Editor's Viewpoint: Digital Control Treads a Complex Path

Feb. 1, 2005
When switch-mode power supply technology entered the mainstream, it was initially adopted in higher-power applications. Over time, as the technology got

When switch-mode power supply technology entered the mainstream, it was initially adopted in higher-power applications. Over time, as the technology got better and cheaper, switch-mode designs were able to migrate to lower power levels, supplanting linear power supplies in countless applications. Today, the more-efficient switchers are cost competitive with linears at even the lowest power levels.

Could a similar evolution come to pass with digital power control? But instead of a migration of new technology across different power levels, perhaps we'll see digital control techniques migrate across different levels of application complexity.

Over the past year or two, representatives of the power semiconductor and power supply industries have been debating the merits of digital control. The early discussions focused mostly on why digital control would be valuable in many power supply applications and how it could be implemented to varying degrees. Some have described four levels of digital control ranging from the use of a simple microcontroller to add simple functions like soft-start to a power converter (Level 1) to complete digital control of power conversion using a DSP (Level 4).

But in recent months, IC and module vendors have gone from advocating digital approaches to implementing them. One example is the ongoing effort to develop a digital communications protocol known as PMBus. Many semiconductor and power module suppliers have voiced their support for this effort. PMBus has even garnered support among competing groups like POLA and DOSA.

As I write, a special interest group is being formed to develop the PMBus specification. Open to all interested parties, the special interest group will allow participants to view the preliminary specification and comment on it. The group plans to unveil rev. 1.0 of the PMBus specification to the general public at the upcoming Applied Power Electronics Conference (APEC) in Austin.

The degree of interest in digital power control is also reflected in the rapid pace of product development now unfolding. In this issue, we describe a microcontroller from Microchip Technology that includes power-optimized peripherals. This chip is meant to support Level 3 digital control, which still uses an analog power control loop, but could employ digital techniques to manage operations such as current sharing in an adaptable multiphase converter.
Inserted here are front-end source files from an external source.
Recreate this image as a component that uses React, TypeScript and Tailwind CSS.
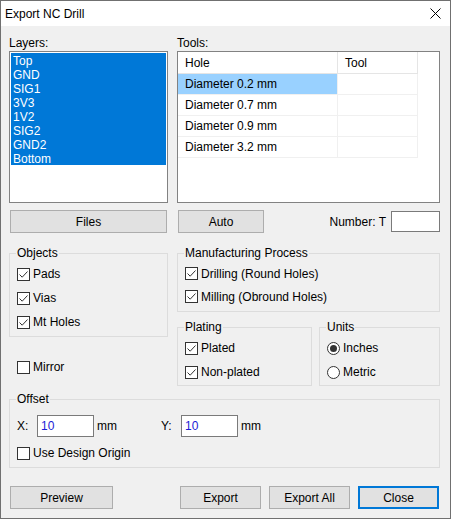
import { ReactNode } from 'react';

const layers = ['Top', 'GND', 'SIG1', '3V3', '1V2', 'SIG2', 'GND2', 'Bottom'];
const holes = ['Diameter 0.2 mm', 'Diameter 0.7 mm', 'Diameter 0.9 mm', 'Diameter 3.2 mm'];

function CheckBox({ checked, label }: { checked: boolean; label: string }) {
  return (
    <div className="flex h-[24px] items-center">
      <span className="flex h-[13px] w-[13px] items-center justify-center border border-[#333333] bg-white">
        {checked && (
          <svg width="11" height="11" viewBox="0 0 11 11">
            <path d="M1.5 5.5 L4.2 8.2 L9.5 2.5" stroke="#333333" strokeWidth="1" fill="none" />
          </svg>
        )}
      </span>
      <span className="ml-[3px]">{label}</span>
    </div>
  );
}

function Radio({ checked, label }: { checked: boolean; label: string }) {
  return (
    <div className="flex h-[24px] items-center">
      <span className="flex h-[13px] w-[13px] items-center justify-center rounded-full border border-[#333333] bg-white">
        {checked && <span className="h-[7px] w-[7px] rounded-full bg-[#333333]" />}
      </span>
      <span className="ml-[3px]">{label}</span>
    </div>
  );
}

function Group({ title, className, children }: { title: string; className?: string; children: ReactNode }) {
  return (
    <fieldset className={`border border-[#dcdcdc] pl-[7px] ${className ?? ''}`}>
      <legend className="-ml-[1px] px-[1px] leading-[14px]">{title}</legend>
      {children}
    </fieldset>
  );
}

function Button({ children, className }: { children: ReactNode; className?: string }) {
  return (
    <div className={`flex h-[23px] items-center justify-center border border-[#adadad] bg-[#e1e1e1] ${className ?? ''}`}>
      {children}
    </div>
  );
}

export default function App() {
  return (
    <div className="h-[519px] w-[451px] border border-[#707070] bg-[#f0f0f0] font-['Liberation_Sans',Arial,sans-serif] text-[12px] leading-[14px] text-black">
      {/* title bar */}
      <div className="flex h-[25px] items-center justify-between bg-white pl-[4px] pr-[9px]">
        <span>Export NC Drill</span>
        <svg width="11" height="11" viewBox="0 0 11 11">
          <path d="M0.5 0.5 L10.5 10.5 M10.5 0.5 L0.5 10.5" stroke="#000" strokeWidth="1" />
        </svg>
      </div>

      <div className="pl-[8px] pr-[10px] pt-[10px]">
        {/* layers / tools */}
        <div className="flex gap-[9px]">
          <div className="w-[159px]">
            <div className="mb-[1px] h-[14px]">Layers:</div>
            <div className="h-[152px] border border-[#828282] bg-white p-[1px]">
              {layers.map((l) => (
                <div key={l} className="h-[14px] bg-[#0078d7] pl-[2px] leading-[16px] text-white">
                  {l}
                </div>
              ))}
            </div>
          </div>
          <div className="w-[263px]">
            <div className="mb-[1px] h-[14px]">Tools:</div>
            <div className="h-[152px] border border-[#828282] bg-white">
              <div className="flex h-[22px] items-center">
                <div className="flex h-full w-[160px] items-center border-b border-r border-[#e5e5e5] pl-[7px]">Hole</div>
                <div className="flex h-full w-[80px] items-center border-b border-r border-[#e5e5e5] pl-[7px]">Tool</div>
              </div>
              {holes.map((h, i) => (
                <div key={h} className="flex h-[21px]">
                  <div
                    className={`flex h-full w-[160px] items-center border-b border-r border-[#f0f0f0] pl-[7px] ${
                      i === 0 ? 'bg-[#99d1ff]' : ''
                    }`}
                  >
                    {h}
                  </div>
                  <div className="h-full w-[80px] border-b border-r border-[#f0f0f0]" />
                </div>
              ))}
            </div>
          </div>
        </div>

        {/* buttons row */}
        <div className="mt-[7px] flex items-center gap-[9px]">
          <div className="w-[159px] px-[1px]">
            <Button>Files</Button>
          </div>
          <div className="flex w-[263px] items-center">
            <Button className="ml-[1px] w-[86px]">Auto</Button>
            <span className="ml-auto mr-[5px]">Number: T</span>
            <div className="h-[21px] w-[49px] border border-[#7a7a7a] bg-white" />
          </div>
        </div>

        {/* options */}
        <div className="mt-[13px] flex gap-[9px]">
          <div className="w-[159px]">
            <Group title="Objects" className="pb-[2px] pt-[2px]">
              <CheckBox checked label="Pads" />
              <CheckBox checked label="Vias" />
              <CheckBox checked label="Mt Holes" />
            </Group>
            <div className="mt-[18px] pl-[8px]">
              <CheckBox checked={false} label="Mirror" />
            </div>
          </div>
          <div className="w-[263px]">
            <Group title="Manufacturing Process" className="pb-[3px] pt-[2px]">
              <div className="flex h-[23px] items-center">
                <CheckBox checked label="Drilling (Round Holes)" />
              </div>
              <div className="flex h-[23px] items-center">
                <CheckBox checked label="Milling (Obround Holes)" />
              </div>
            </Group>
            <div className="mt-[8px] flex gap-[7px]">
              <Group title="Plating" className="w-[135px] pb-[1px] pt-[2px]">
                <CheckBox checked label="Plated" />
                <CheckBox checked label="Non-plated" />
              </Group>
              <Group title="Units" className="w-[121px] pb-[1px] pt-[2px]">
                <Radio checked label="Inches" />
                <Radio checked={false} label="Metric" />
              </Group>
            </div>
          </div>
        </div>

        {/* offset */}
        <Group title="Offset" className="mt-[6px] w-[431px] pb-[2px] pt-[9px]">
          <div className="flex h-[22px] items-center">
            <span className="w-[20px]">X:</span>
            <div className="flex h-[22px] w-[57px] items-center border border-[#7a7a7a] bg-white pl-[3px] text-[#1b1bd6]">10</div>
            <span className="ml-[3px] w-[64px]">mm</span>
            <span className="w-[20px]">Y:</span>
            <div className="flex h-[22px] w-[57px] items-center border border-[#7a7a7a] bg-white pl-[3px] text-[#1b1bd6]">10</div>
            <span className="ml-[3px]">mm</span>
          </div>
          <div className="mt-[4px]">
            <CheckBox checked={false} label="Use Design Origin" />
          </div>
        </Group>

        {/* bottom buttons */}
        <div className="mt-[18px] flex items-center pl-[1px] pr-[1px]">
          <Button className="w-[103px]">Preview</Button>
          <Button className="ml-auto w-[81px]">Export</Button>
          <Button className="ml-[8px] w-[81px]">Export All</Button>
          <div className="ml-[8px] flex h-[23px] w-[81px] items-center justify-center border-2 border-[#0078d7] bg-[#e1e1e1]">
            Close
          </div>
        </div>
      </div>
    </div>
  );
}
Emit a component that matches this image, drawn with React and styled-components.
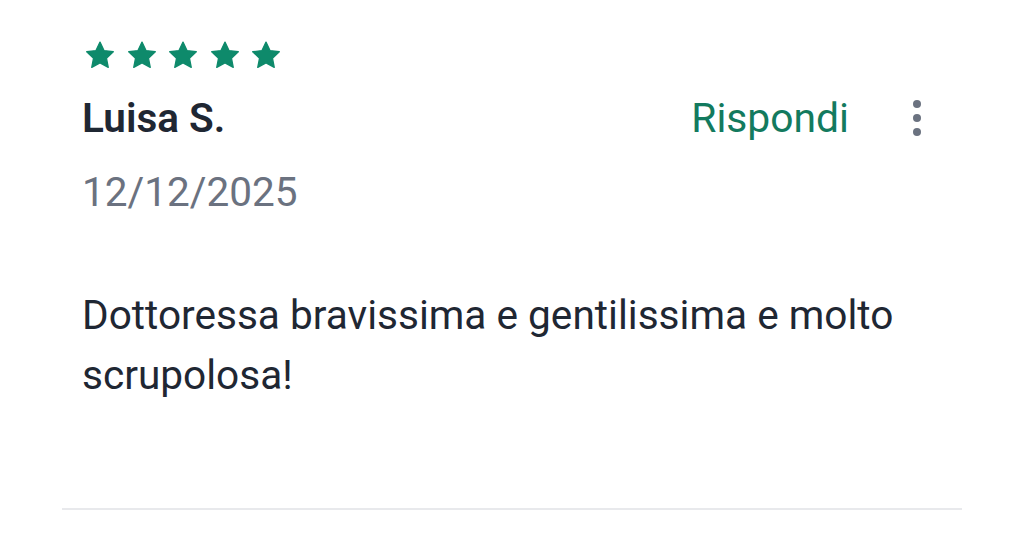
import React from "react";
import styled, { createGlobalStyle } from "styled-components";

const GlobalStyle = createGlobalStyle`
  html, body {
    margin: 0;
    padding: 0;
    background: #ffffff;
  }
  body {
    font-family: Roboto, "Noto Sans", Arial, sans-serif;
  }
`;

const Card = styled.article`
  margin: 0 62px;
  padding: 40px 0 0;
  border-bottom: 2px solid #e8e9ec;
  height: 510px;
  box-sizing: border-box;
`;

const Inner = styled.div`
  padding: 0 33px 0 20px;
`;

const Stars = styled.div`
  display: flex;
  gap: 9.5px;
  margin-left: 2px;
`;

const Header = styled.div`
  display: flex;
  align-items: center;
  margin-top: 23px;
`;

const Name = styled.h3`
  flex: 1;
  margin: 0;
  font-size: 40.5px;
  line-height: 48px;
  font-weight: 600;
  color: #1f2733;
`;

const ReplyButton = styled.button`
  border: 0;
  background: none;
  padding: 0;
  font-family: inherit;
  font-size: 40.8px;
  line-height: 48px;
  color: #137a5e;
  cursor: pointer;
`;

const MoreButton = styled.button`
  border: 0;
  background: none;
  padding: 0;
  margin-left: 56px;
  width: 24px;
  height: 48px;
  display: flex;
  align-items: center;
  justify-content: center;
  cursor: pointer;
`;

const DateText = styled.div`
  margin-top: 26px;
  font-size: 40.5px;
  line-height: 48px;
  color: #6b7280;
`;

const Body = styled.p`
  margin: 69px 0 0;
  font-size: 40.6px;
  line-height: 60px;
  color: #1f2733;
`;

function Star() {
  return (
    <svg width="32" height="31" viewBox="0 0 24 24">
      <path
        fill="#0e8a6b"
        d="M12 1.6l3.1 6.6 7.2.9-5.3 5 1.4 7.1L12 17.7l-6.4 3.5 1.4-7.1-5.3-5 7.2-.9z"
        strokeLinejoin="round"
        stroke="#0e8a6b"
        strokeWidth="1"
      />
    </svg>
  );
}

function Dots() {
  return (
    <svg width="10" height="40" viewBox="0 0 10 40">
      <circle cx="5" cy="6" r="4" fill="#6b7280" />
      <circle cx="5" cy="20" r="4" fill="#6b7280" />
      <circle cx="5" cy="34" r="4" fill="#6b7280" />
    </svg>
  );
}

export default function App() {
  return (
    <>
      <GlobalStyle />
      <Card>
        <Inner>
          <Stars>
            {[0, 1, 2, 3, 4].map((i) => (
              <Star key={i} />
            ))}
          </Stars>
          <Header>
            <Name>Luisa S.</Name>
            <ReplyButton>Rispondi</ReplyButton>
            <MoreButton aria-label="Altro">
              <Dots />
            </MoreButton>
          </Header>
          <DateText>12/12/2025</DateText>
          <Body>Dottoressa bravissima e gentilissima e molto scrupolosa!</Body>
        </Inner>
      </Card>
    </>
  );
}
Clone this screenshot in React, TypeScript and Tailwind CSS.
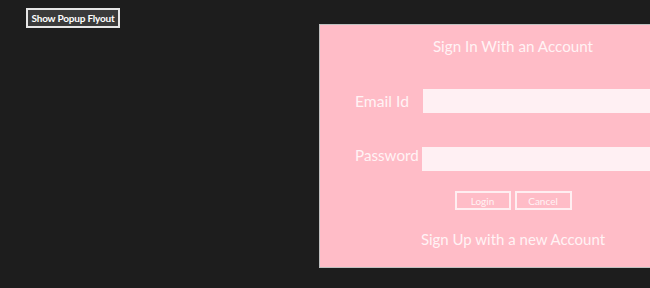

Another recently introduced product is C&D Technologies' QBC bus converter, a Level 2 digital control implementation in which a microcontroller supplements the PWM to enable programmability of various fault-protection parameters. For instance, the microcontroller can adjust the converter's output overcurrent limit.

APEC attendees will hear many presentations on digital power control this year. But they'll also witness actual products like those from Texas Instruments, which plans to unveil a number of power conversion ICs with digital control. Others like Astec Power and Artesyn Technologies plan to introduce power modules with digital control later this year. The modules to be unveiled by Artesyn in mid-2005 will be nonisolated, point-of-load converters with fully digital (Level 4) control and a PMBus-compatible interface.

Digital control promises to significantly reduce the component count on the pc-board. One IC vendor described how its customer cut the parts count from 1700 to 1100 in a UPS design. Similarly dramatic reductions have been described for board-level power systems and isolated power converters.

However, the value of digital implementation still rests largely on the functional complexity of a power design. If all you need is a simple buck converter, it's tough to beat an analog controller for simplicity and lowest cost. But that's today's conventional wisdom. Digital control techniques could take root in applications with the most complex power management needs only to find their way into what we now view as the simplest of power supply applications. With the pervasiveness of digital design techniques in so many areas, it's impossible to predict where the future boundaries for digital power control might lie.